Repair Stories

The History of Repair: Past Imperfect

For most antique dealers and collectors, this little 19th-century mug wouldn’t be worth a second look. After all, it’s broken. Or, at least, it used to be.

Almost 200 years ago, someone dropped the clay mug and it shattered. By modern standards, that should have been the end of mug. But it wasn’t. It took 46 metal staples and 6 metal bands to hold the mug together again, but someone fixed it—and the repair has held together for centuries. Now—rusted, cracked, and patched—the unassuming little mug is one of New York designer Andrew Baseman’s favorite things in the world.

dog figurine fixed through home repair

Andrew collects “make-dos”: antiques that have undergone crude, home repairs. Shunned by most collectors, these cobbled-back-together “orphans of the antiques world” find a home in Andrew’s collection.

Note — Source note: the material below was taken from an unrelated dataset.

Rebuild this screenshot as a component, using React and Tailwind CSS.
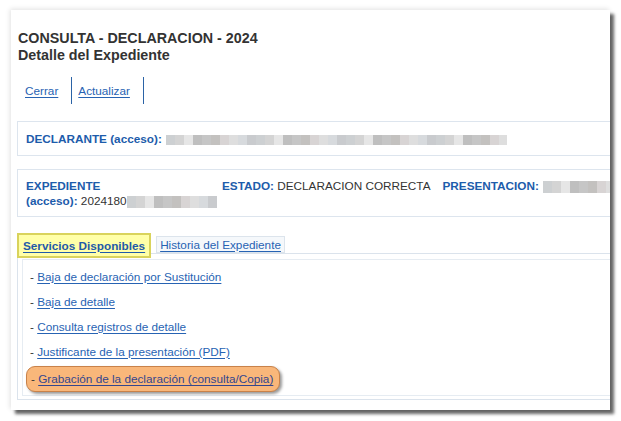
const BLUE = "text-[#1d5cab]";

const GREYS = ["#d4d4d4", "#c6c6c6", "#dedede", "#cdd0d2", "#bfbfbf", "#d8d4d4", "#c9cbce", "#e6e6e6", "#c3c1bf", "#d7dadd"];

function Blur({ w, h = 10 }) {
  const n = Math.ceil(w / 9);
  return (
    <span className="inline-flex align-middle overflow-hidden" style={{ width: w, height: h }}>
      {Array.from({ length: n }).map((_, i) => (
        <span key={i} className="shrink-0 h-full w-[9px]" style={{ background: GREYS[(i * 7 + 3) % GREYS.length] }} />
      ))}
    </span>
  );
}

function Item({ children }) {
  return (
    <div className="h-[25px] flex items-center pl-[7px] text-[11.75px] text-[#333]">
      <span>-&nbsp;</span>
      <a className="text-[#2763b3] underline underline-offset-2">{children}</a>
    </div>
  );
}

export default function App() {
  return (
    <div className="w-[621px] h-[421px] bg-white pt-[10px] pl-[11px]" style={{ fontFamily: '"Liberation Sans", Arial, sans-serif' }}>
      <div className="w-[599px] h-[400px] bg-white overflow-hidden pl-[6px] pt-[20px] shadow-[4px_4px_3px_rgba(0,0,0,0.6),_-1px_-1px_5px_rgba(0,0,0,0.12)]">
        <div className="pl-[1px] text-[14.3px] leading-[17px] font-bold text-[#333]">
          <div>CONSULTA - DECLARACION - 2024</div>
          <div>Detalle del Expediente</div>
        </div>

        <div className="mt-[13px] flex h-[27px] text-[11.75px]">
          <div className="flex items-center pl-[8px] pr-[13px] border-r border-[#2b63a6]">
            <a className="text-[#2763b3] underline underline-offset-2">Cerrar</a>
          </div>
          <div className="flex items-center pl-[6px] pr-[13px] border-r border-[#2b63a6]">
            <a className="text-[#2763b3] underline underline-offset-2">Actualizar</a>
          </div>
        </div>

        <div className="mt-[17px] w-[610px] h-[35px] border border-[#dde5ee] flex items-center pl-[8px] text-[11.75px]">
          <span className={`font-bold ${BLUE}`}>DECLARANTE (acceso):</span>
          <span className="ml-[4px]"><Blur w={341} /></span>
        </div>

        <div className="mt-[13px] w-[610px] h-[48px] border border-[#dde5ee] flex items-center pl-[8px] text-[11.75px] leading-[15px] text-[#333]">
          <div className="w-[196px]">
            <div className={`font-bold ${BLUE}`}>EXPEDIENTE</div>
            <div>
              <span className={`font-bold ${BLUE}`}>(acceso):</span> 2024180<Blur w={90} h={12} />
            </div>
          </div>
          <div className="self-start mt-[8px] flex">
            <span><span className={`font-bold ${BLUE}`}>ESTADO:</span> DECLARACION CORRECTA</span>
            <span className="ml-[12px]"><span className={`font-bold ${BLUE}`}>PRESENTACION:</span></span>
            <span className="ml-[4px]"><Blur w={68} h={12} /></span>
          </div>
        </div>

        <div className="mt-[16px] flex items-start h-[20px] text-[11.75px]">
          <div className="relative z-10 h-[25px] px-[4px] flex items-center bg-[#ffffa8] border-2 border-[#d9d35c]">
            <a className="font-bold text-[#1f5aa8] underline underline-offset-2">Servicios Disponibles</a>
          </div>
          <div className="ml-[5px] mt-[3px] h-[17px] px-[3px] flex items-center bg-[#f5f8fb] border border-[#dce4ec]">
            <a className="text-[#2763b3] underline underline-offset-2">Historia del Expediente</a>
          </div>
        </div>

        <div className="w-[610px] border border-[#dbe3ec] pl-[4px] pt-[5px] pb-[3px]">
          <div className="border border-[#e6ecf2] pt-[4px] pb-[3px]">
            <Item>Baja de declaración por Sustitución</Item>
            <Item>Baja de detalle</Item>
            <Item>Consulta registros de detalle</Item>
            <Item>Justificante de la presentación (PDF)</Item>
            <div className="mt-[2px] ml-[3px] w-[254px] h-[26px] flex items-center pl-[4px] text-[11.75px] text-[#333] bg-[#f9b77a] border border-[#c8824a] rounded-[9px] shadow-[2px_2px_3px_rgba(0,0,0,0.4)]">
              <span>-&nbsp;</span>
              <a className="text-[#34468e] underline underline-offset-2">Grabación de la declaración (consulta/Copia)</a>
            </div>
          </div>
        </div>
      </div>
    </div>
  );
}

“Until recently, dealers would discard broken or repaired pieces, never degrading the rest of their merchandise with anything less than perfect,” he explains. “I felt like I was giving these deserving survivors a new lease on life by taking them home and appreciating them for their unique beauty…I like to think that the original owner, some of them hundreds of years ago, repaired their cherished damaged goods, and continued to use and display them, warts and all!”

For Andrew, the more warts the better. His collection includes a broken tobacco-pipe-turned-vase; a delicate Russian teapot with a tin-can patch and metal ribcage-like buttresses; and a tiny toy dog with a wire-and-nail leg. Every new piece he acquires is featured on his blog, Past Imperfect: The Art of Inventive Repair.


“Unlike today where we discard anything chipped or cracked, broken household items were repaired at home or taken to a metalsmith to be brought back to life, often with whimsical results,” he writes on his blog.

The motley crew of patched-together objects have a beauty all their own. The more damaged they once were, the more beautiful the repair becomes: a spiderweb of cracks overlaid with an intricate pattern of staples. Each fix leaves an imprint of the fixer behind: you can’t help but conjure up the image of the 19th-century tinkerer hard at work over a broken plate.

Bottom line: Perfect is boring; repair is better. It can even be inspirational.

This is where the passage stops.